Optimistic about the future, Ismail reiterated that competition with outside players will create dynamism.
“Forget the billions of dollars. What is needed is much less to change the game. It takes few global players to come and invest $5 million each for original content. Local players such as Shahid Plus are about to start creating their own premium content and will have to intensify their efforts O3 is now moving away from the 30-episode formula and is developing a 15-episode Saudi series with a different approach to storytelling that we hope will become big. We need to experiment and take calculated risks, even if conditions are against us. Advertising is down 20-40%, and it is a wonderful time for collaboration and co-production. The usual commercial and ego-related issues are no longer roadblocks.”
Fattouh of Creative Ventures stressed that the mindset and format need to change.

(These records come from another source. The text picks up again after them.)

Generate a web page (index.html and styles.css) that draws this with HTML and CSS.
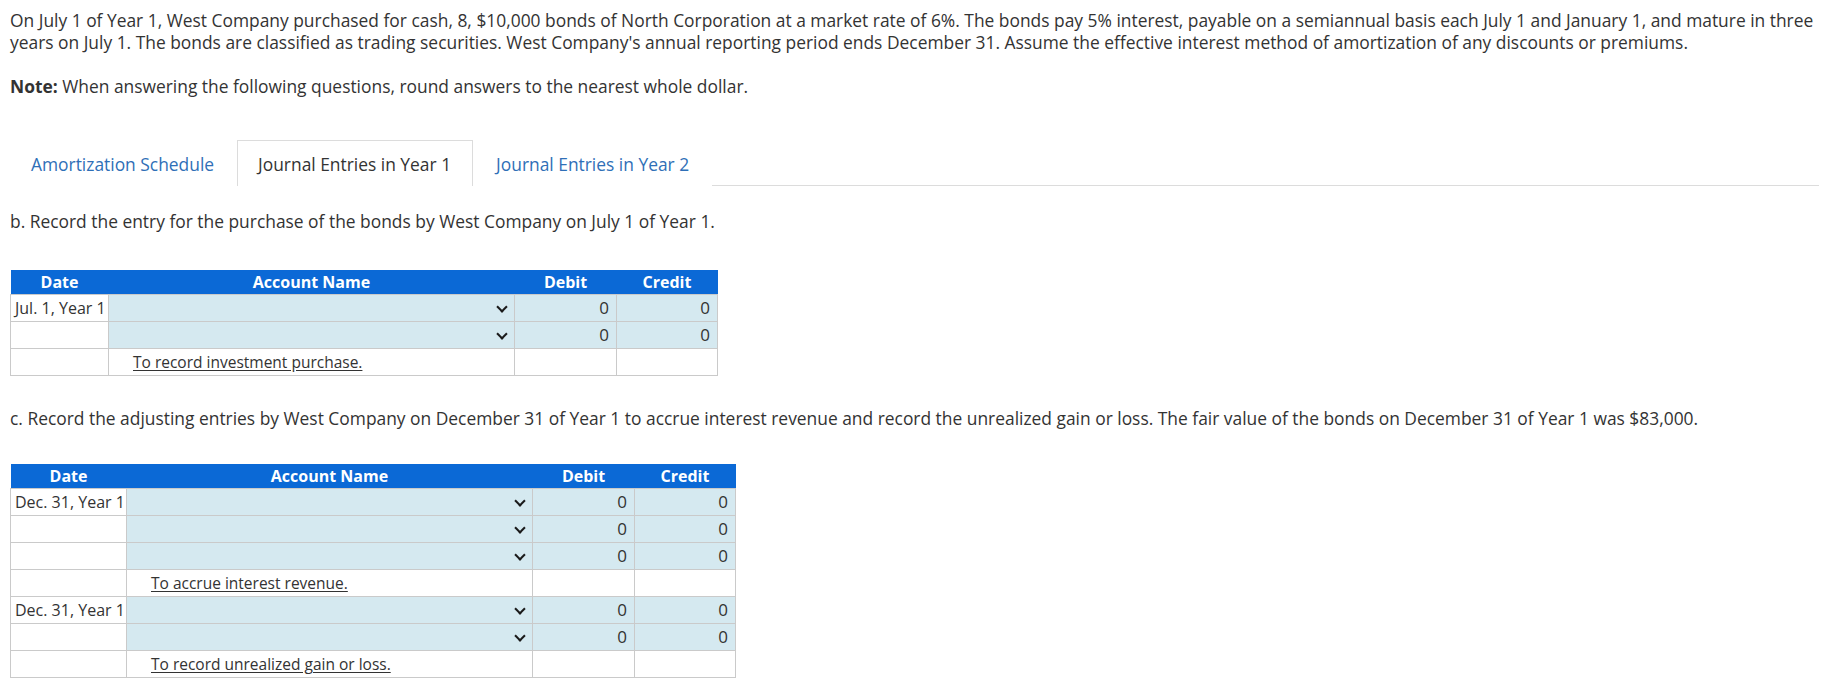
FILE: index.html
```html
<!DOCTYPE html>
<html lang="en">
<head>
<meta charset="utf-8">
<title>Bond Investment Journal Entries</title>
<link rel="stylesheet" href="styles.css">
</head>
<body>
<div class="page">
  <p class="intro">On July 1 of Year 1, West Company purchased for cash, 8, $10,000 bonds of North Corporation at a market rate of 6%. The bonds pay 5% interest, payable on a semiannual basis each July 1 and January 1, and mature in three years on July 1. The bonds are classified as trading securities. West Company's annual reporting period ends December 31. Assume the effective interest method of amortization of any discounts or premiums.</p>
  <p class="note"><strong>Note:</strong> When answering the following questions, round answers to the nearest whole dollar.</p>

  <div class="tabs">
    <div class="tab">Amortization Schedule</div>
    <div class="tab active">Journal Entries in Year 1</div>
    <div class="tab">Journal Entries in Year 2</div>
  </div>

  <p class="question q-b">b. Record the entry for the purchase of the bonds by West Company on July 1 of Year 1.</p>

  <table class="journal">
    <colgroup>
      <col class="c-date-a"><col class="c-acct"><col class="c-num-a"><col class="c-num-b">
    </colgroup>
    <thead>
      <tr><th>Date</th><th>Account Name</th><th>Debit</th><th>Credit</th></tr>
    </thead>
    <tbody>
      <tr class="entry"><td class="date">Jul. 1, Year 1</td><td class="acct"><span class="chev"></span></td><td class="num">0</td><td class="num">0</td></tr>
      <tr class="entry"><td class="date"></td><td class="acct"><span class="chev"></span></td><td class="num">0</td><td class="num">0</td></tr>
      <tr class="memo-row"><td class="date"></td><td class="memo"><span>To record investment purchase.</span></td><td></td><td></td></tr>
    </tbody>
  </table>

  <p class="question q-c">c. Record the adjusting entries by West Company on December 31 of Year 1 to accrue interest revenue and record the unrealized gain or loss. The fair value of the bonds on December 31 of Year 1 was $83,000.</p>

  <table class="journal">
    <colgroup>
      <col class="c-date-b"><col class="c-acct"><col class="c-num-a"><col class="c-num-b">
    </colgroup>
    <thead>
      <tr><th>Date</th><th>Account Name</th><th>Debit</th><th>Credit</th></tr>
    </thead>
    <tbody>
      <tr class="entry"><td class="date">Dec. 31, Year 1</td><td class="acct"><span class="chev"></span></td><td class="num">0</td><td class="num">0</td></tr>
      <tr class="entry"><td class="date"></td><td class="acct"><span class="chev"></span></td><td class="num">0</td><td class="num">0</td></tr>
      <tr class="entry"><td class="date"></td><td class="acct"><span class="chev"></span></td><td class="num">0</td><td class="num">0</td></tr>
      <tr class="memo-row"><td class="date"></td><td class="memo"><span>To accrue interest revenue.</span></td><td></td><td></td></tr>
      <tr class="entry"><td class="date">Dec. 31, Year 1</td><td class="acct"><span class="chev"></span></td><td class="num">0</td><td class="num">0</td></tr>
      <tr class="entry"><td class="date"></td><td class="acct"><span class="chev"></span></td><td class="num">0</td><td class="num">0</td></tr>
      <tr class="memo-row"><td class="date"></td><td class="memo"><span>To record unrealized gain or loss.</span></td><td></td><td></td></tr>
    </tbody>
  </table>
</div>
</body>
</html>
```

FILE: styles.css
```css
html, body {
  margin: 0;
  padding: 0;
  background: #ffffff;
}

body {
  font-family: "Open Sans", "Liberation Sans", sans-serif;
  font-size: 17.4px;
  color: #333333;
}

.page {
  padding: 9px 6px 0 10px;
}

p {
  margin: 0;
}

.intro {
  line-height: 22px;
}

.note {
  line-height: 22px;
  margin-top: 22px;
}

.note strong {
  font-weight: 700;
}

.tabs {
  display: flex;
  margin-top: 43px;
  margin-left: -2px;
  border-bottom: 1px solid #dcdcdc;
  height: 46px;
  box-sizing: border-box;
}

.tab {
  display: flex;
  align-items: center;
  padding: 0 22px;
  color: #2f6fb7;
  border: 1px solid transparent;
  border-bottom: none;
  margin-bottom: -1px;
  background: #fff;
}

.tab.active {
  color: #333333;
  border-color: #dcdcdc;
  padding: 0 21px 0 20px;
}

.question {
  line-height: 22px;
}

.q-b {
  margin-top: 24px;
}

.q-c {
  margin-top: 31px;
}

.journal {
  border-collapse: collapse;
  table-layout: fixed;
  margin-top: 38px;
  font-size: 16px;
}

.q-c + .journal {
  margin-top: 35px;
}

.c-date-a { width: 98px; }
.c-date-b { width: 116px; }
.c-acct { width: 406px; }
.c-num-a { width: 102px; }
.c-num-b { width: 101px; }

.journal th {
  background: #0b69d6;
  color: #ffffff;
  font-weight: 700;
  font-size: 16px;
  height: 24px;
  padding: 0;
  text-align: center;
  line-height: 24px;
}

.journal td {
  border: 1px solid #cacaca;
  height: 26px;
  padding: 0;
  line-height: 20px;
  white-space: nowrap;
}

.journal tr.entry td {
  background: #d5e9f0;
}

.journal tr.entry td.date,
.journal tr.memo-row td {
  background: #ffffff;
}

.journal td.date {
  padding-left: 4px;
  color: #333333;
}

.journal td.acct {
  text-align: right;
  padding-right: 8px;
}

.chev {
  display: inline-block;
  width: 6px;
  height: 6px;
  border-right: 2px solid #1a1a1a;
  border-bottom: 2px solid #1a1a1a;
  transform: rotate(45deg);
  position: relative;
  top: -3px;
}

.journal td.num {
  text-align: right;
  padding-right: 7px;
  color: #333333;
  font-size: 17px;
}

.journal td.memo {
  padding-left: 24px;
  font-size: 15.5px;
}

.journal td.memo span {
  text-decoration: underline;
  text-underline-offset: 2px;
  color: #333333;
}
```
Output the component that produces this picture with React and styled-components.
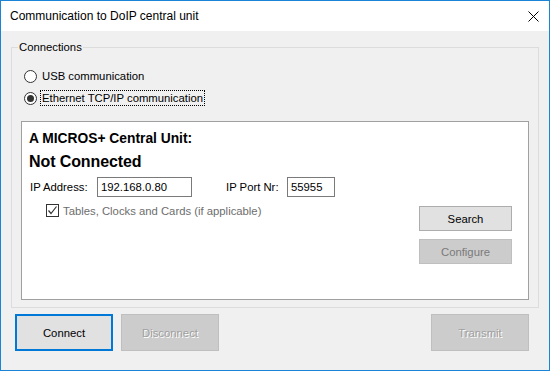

“We spoke of the success of Turkish dramas, but we did not address the number of those dramas that get axed. In this region, by the time the feedback comes in for a 30-episode drama, the project is done. However, if you had the pressure to sustain ratings on a daily basis with the fear of being axed mid-season, productions would get sharper.”
Charting a pragmatic route forward, Aburiziq said: “We have a mix between scripted formats and original writing. We have excellent writers, but good original writing takes time. Hopefully, with the emergence of paid platforms, we will have liberty to talk about areas that are taboo.”
Moderator Korayem highlighted the shockingly low number of global recognitions the region has had, with the one Oscar nod coming from unlikely Algeria in 1969 and the one Emmy award from Jordan in 2008. The next globally viral drama could emerge from anywhere across the MENA, the panelists agreed.
As Ismail concluded: “The storytelling will be good. The production values will be better, and we will have that unique content that we dream about. We are not there yet. This is only the beginning.